December 13, 2019 Work Area: Carbon Capture

CATF says we can keep costs down and innovation up.

The National Petroleum Council (NPC) released its new report on carbon capture, transport and storage this week. The report underscores the importance of carbon capture and identifies policies that would make the technology widespread across the industrial and power sectors.

In the short-term, the report suggests improvements in 45Q tax credits that reward facilities for injecting CO2 deep underground. These improvements include helping more projects get started by adding 6 years to the program’s eligibility window, lengthening the duration of the credit by eight years, and increasing its dollar value. Congress has a chance to address these improvements right now. Over the next month, Congress will consider extensions to existing tax incentives. According to the report, 45Q changes and other simple measures could double the amount of CO2 captured today to 40 million metric tons or more annually within 5-7 years.

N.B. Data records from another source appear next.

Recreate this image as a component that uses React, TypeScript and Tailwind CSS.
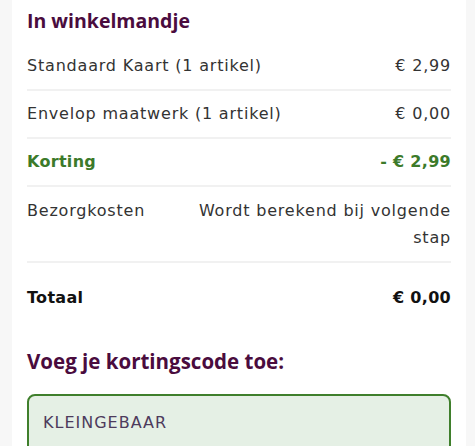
import React from "react";

const Row = ({
  label,
  value,
  className = "",
}: {
  label: React.ReactNode;
  value: React.ReactNode;
  className?: string;
}) => (
  <div
    className={`flex justify-between items-start py-[10px] border-b-2 border-[#f1f1f1] ${className}`}
  >
    <div>{label}</div>
    <div className="text-right">{value}</div>
  </div>
);

const heading = { fontFamily: "'Open Sans', 'Noto Sans', sans-serif" };

export default function App() {
  return (
    <div
      className="w-[475px] h-[446px] overflow-hidden bg-[#f7f7f7] flex"
      style={{ fontFamily: "'DejaVu Sans', 'Open Sans', sans-serif" }}
    >
      <div className="ml-[12px] w-[454px] bg-white px-[15px] pt-[8px] text-[16px] tracking-[0.8px] leading-[26px] text-[#333]">
        <h2
          className="text-[19.5px] font-bold tracking-normal leading-[26px] text-[#4a0c3e] mb-[9px]"
          style={heading}
        >
          In winkelmandje
        </h2>
        <Row label="Standaard Kaart (1 artikel)" value="€ 2,99" />
        <Row label="Envelop maatwerk (1 artikel)" value="€ 0,00" />
        <Row
          label="Korting"
          value="- € 2,99"
          className="font-bold tracking-[0.3px] text-[#3c7a2a]"
        />
        <Row
          label="Bezorgkosten"
          className="leading-[27px]"
          value={
            <>
              Wordt berekend bij volgende
              <br />
              stap
            </>
          }
        />
        <div className="flex justify-between pt-[22px] leading-[26px] font-bold tracking-[0.3px] text-[#111]">
          <div>Totaal</div>
          <div>€ 0,00</div>
        </div>
        <h3
          className="mt-[37px] text-[20.5px] font-bold tracking-normal leading-[26px] text-[#4a0c3e]"
          style={heading}
        >
          Voeg je kortingscode toe:
        </h3>
        <div className="mt-[20px] h-[60px] rounded-[8px] border-2 border-[#3f7f2c] bg-[#e5f0e5] px-[14px] pt-[14px] text-[#4d3b5c] tracking-[1px] leading-[26px]">
          KLEINGEBAAR
        </div>
      </div>
    </div>
  );
}
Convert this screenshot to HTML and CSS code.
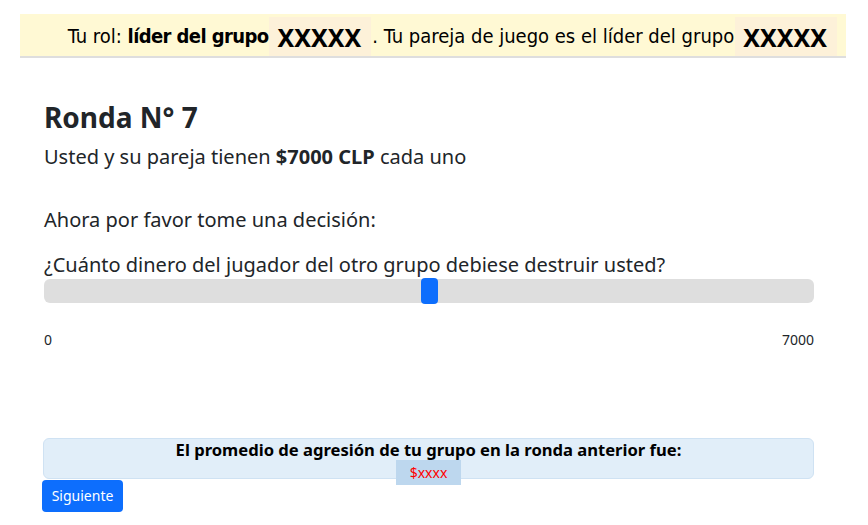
FILE: index.html
```html
<!DOCTYPE html>
<html lang="es">
<head>
<meta charset="utf-8">
<link rel="stylesheet" href="styles.css">
</head>
<body>
<div class="rolebar">
  <span class="roletext">Tu rol: <b>líder del grupo</b></span>
  <span class="code">XXXXX</span>
  <span class="roletext">. Tu pareja de juego es el líder del grupo</span>
  <span class="code">XXXXX</span>
</div>
<main class="content">
  <h3 class="title">Ronda N° 7</h3>
  <p class="lead">Usted y su pareja tienen <b>$7000 CLP</b> cada uno</p>
  <p class="ask">Ahora por favor tome una decisión:</p>
  <label class="question" for="amount">¿Cuánto dinero del jugador del otro grupo debiese destruir usted?</label>
  <input id="amount" class="range" type="range" min="0" max="7000" value="3500">
  <div class="ticks"><span>0</span><span>7000</span></div>
  <div class="alert">
    <div class="alert-title">El promedio de agresión de tu grupo en la ronda anterior fue:</div>
    <span class="amount">$xxxx</span>
  </div>
  <button class="btn">Siguiente</button>
</main>
</body>
</html>
```

FILE: styles.css
```css
html, body {
  margin: 0;
  padding: 0;
  background: #ffffff;
}
body {
  font-family: "Noto Sans", "Open Sans", sans-serif;
  color: #212529;
}
.rolebar {
  margin: 14px 22px 0 20px;
  height: 42px;
  background: #fff9d4;
  border-bottom: 2px solid #dedede;
  display: flex;
  align-items: stretch;
  justify-content: flex-end;
  padding-right: 8px;
}
.roletext {
  font-family: "DejaVu Sans Condensed", "DejaVu Sans", sans-serif;
  font-stretch: condensed;
  font-size: 20px;
  color: #000;
  display: flex;
  align-items: center;
  white-space: pre;
  padding-top: 2px;
}
.roletext b {
  font-weight: bold;
  letter-spacing: -0.6px;
}
.code {
  background: #fdf1d9;
  font-family: "Noto Sans", sans-serif;
  font-weight: 700;
  font-size: 25px;
  color: #000;
  display: flex;
  align-items: center;
  padding: 0 10px 0 8px;
  margin: 3px 1px 0 1px;
}
.content {
  padding: 0 54px 0 44px;
}
.title {
  margin: 43px 0 0;
  font-size: 28px;
  font-weight: 700;
  line-height: 1.2;
}
.lead {
  margin: 7px 0 0;
  font-size: 20px;
  line-height: 30px;
}
.ask {
  margin: 33px 0 0;
  font-size: 20px;
  line-height: 30px;
}
.question {
  display: block;
  margin-top: 15px;
  font-size: 20px;
  line-height: 30px;
}
.range {
  -webkit-appearance: none;
  appearance: none;
  display: block;
  width: 100%;
  height: 24px;
  margin: -1px 0 0;
  background: #dedede;
  border-radius: 6px;
  outline: none;
}
.range::-webkit-slider-thumb {
  -webkit-appearance: none;
  appearance: none;
  width: 17px;
  height: 26px;
  border-radius: 4px;
  background: #0d6efd;
  border: none;
}
.ticks {
  display: flex;
  justify-content: space-between;
  margin-top: 26px;
  font-size: 14px;
  line-height: 21px;
  color: #212529;
}
.alert {
  margin: 88px 0 0 -1px;
  height: 39px;
  background: #e1eef9;
  border: 1px solid #cfe2f3;
  border-radius: 6px;
  text-align: center;
}
.alert-title {
  font-weight: 700;
  font-size: 16.6px;
  line-height: 22px;
  color: #000;
}
.amount {
  display: inline-block;
  background: #bdd7ee;
  color: #ff0000;
  font-size: 14px;
  line-height: 25px;
  padding: 0 14px;
  margin-top: -3px;
}
.btn {
  display: block;
  margin-left: -2px;
  margin-top: 1px;
  width: 81px;
  height: 32px;
  background: #0d6efd;
  color: #fff;
  border: none;
  border-radius: 4px;
  font-family: "Noto Sans", sans-serif;
  font-size: 14px;
  padding: 0;
}
```
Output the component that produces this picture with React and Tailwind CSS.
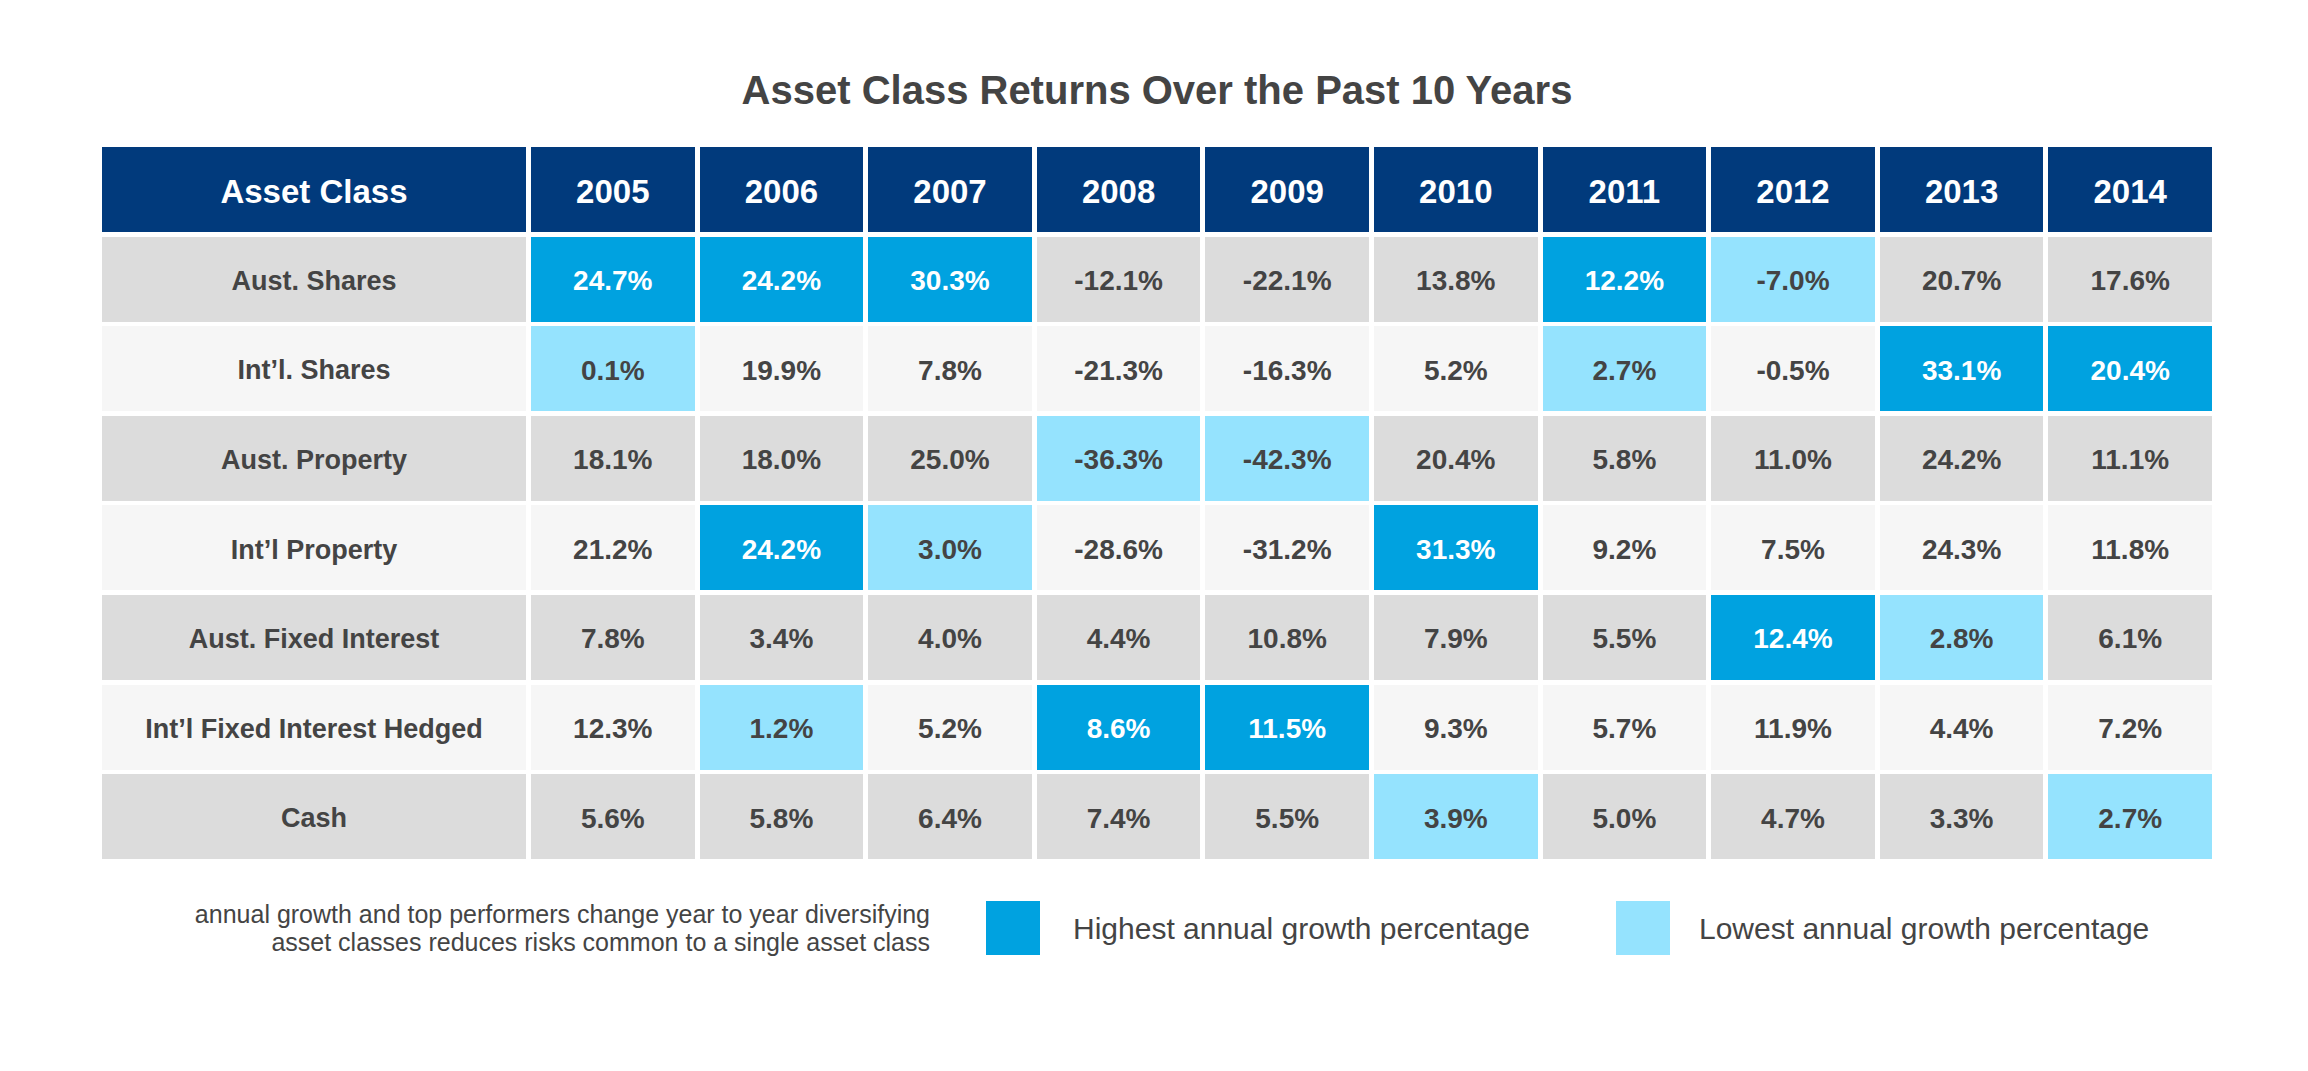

To drive annual CO2 capture to several hundreds of millions of tons, the report asks Congress to enact economic policies equivalent to $110 per tonne price of CO2. We agree that a carbon price or requirements for emissions reductions are the right direction. But the price suggested by the NPC is higher than necessary and will discourage Congress from acting. Taking the right steps now will dramatically lower the effective carbon price needed from federal policy to address climate change. Expanding carbon capture on cheaper sources in the coming years and by selling the captured CO2 for enhanced oil recovery to offset costs will drive significant learning-by-doing, innovation, and development of cost-efficient pipelines and storage sites. These actions will slash the costs of CCS in the same way that wide use of renewables reduced their costs.

Smart actions today such as 45Q improvements will double the amount of CO2 captured in the near term. With more projects, costs fall. Lower capture costs will make a national climate policy more cost-effective and politically resilient.